Abomination in a tank
The figure in this image is difficult to categorise. It is organic, soft-bodied, mutated — something biological that no longer fits into any recognisable order. It doesn’t belong in the cube that contains it, and yet it has been placed there anyway.
The container doesn’t feel protective. It feels archival. Like an object removed from circulation and quietly set aside — not destroyed, but no longer permitted to exist freely. There is no obvious liquid suspending it. It appears isolated, hovering or suffocating within a sealed chamber. Lit, observed, but still somehow unseen.
The atmosphere is not one of violence, but of removal. Observation rather than care. Preservation rather than belonging. The cube becomes less a vessel and more a boundary — a place where something unclassifiable is held because there is nowhere else for it to go.
At the time this image took shape, I recognised something familiar in it. Not because I see myself as the figure, but because I recognised the condition around it. There was a long period where my work existed in isolation — created privately, without audience or acknowledgement. Years of producing quietly, while the world outside seemed indifferent to the act of making itself.

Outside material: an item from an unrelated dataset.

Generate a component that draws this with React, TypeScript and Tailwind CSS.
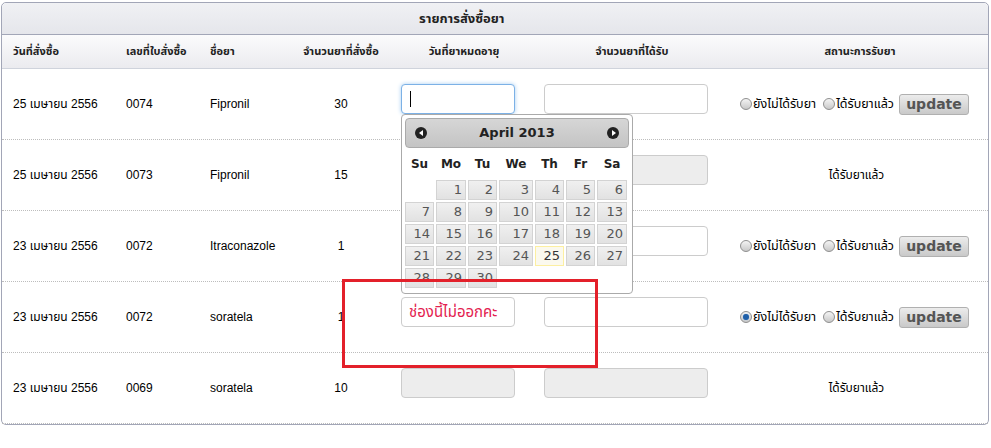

It wasn’t dramatic. It was muted. Ordinary. And deeply lonely.
The image reflects that atmosphere rather than an identity — the experience of being set aside within a culture that struggles to recognise what does not conform to its expectations of usefulness or normality. Something is not rejected outright, but gently archived. Preserved, yet excluded.
One of the most beautiful aspects of this way of working is that I no longer feel positioned purely as the creator. I feel like the audience as well. The process has become porous. The image doesn’t arrive obedient to intention — it emerges through uncertainty. I never fully know what the outcome will be, and that not-knowing has become essential.
For me, this is where art stays alive. The moment control becomes absolute, the work turns synthetic. It may look complete, but something vital drains away. Life needs space to misbehave.
I’m less interested in constructing images than in creating the conditions where something unexpected can surface — where form remains fluid, meanings remain unsettled, and the work feels as though it has slipped briefly out of the physical and into something more atmospheric. In that sense, the image becomes a meeting point rather than a statement. I encounter it much like anyone else might — slowly, intuitively, without certainty.
If there is a moral within this image, it isn’t about monstrosity or rejection. It’s about deprivation.
Much of our existential pain arises when the creative impulse is denied space to breathe — when expression is reduced to usefulness, and imagination is treated as excess rather than nourishment. Creativity is not a luxury or a reward for a chosen few. It is a fundamental human function — a way of processing experience, of making sense of being here at all.
Every person carries something that wants to be illuminated. Not necessarily celebrated or monetised, but simply seen. Outside of labour. Outside of roles. Outside of expectation. When that impulse is denied, people do not become broken — they become unseen.
This work has been a way back for me. A means of moving through isolation rather than around it. And if it offers anything beyond itself, I hope it is this: an encouragement to find your own forms, your own methods, your own permissions — especially in the places where expression has been quietly discouraged.
What is denied expression does not disappear.
It waits.
Creation, in whatever form it takes, remains one of the few ways we have of letting what waits inside us finally speak.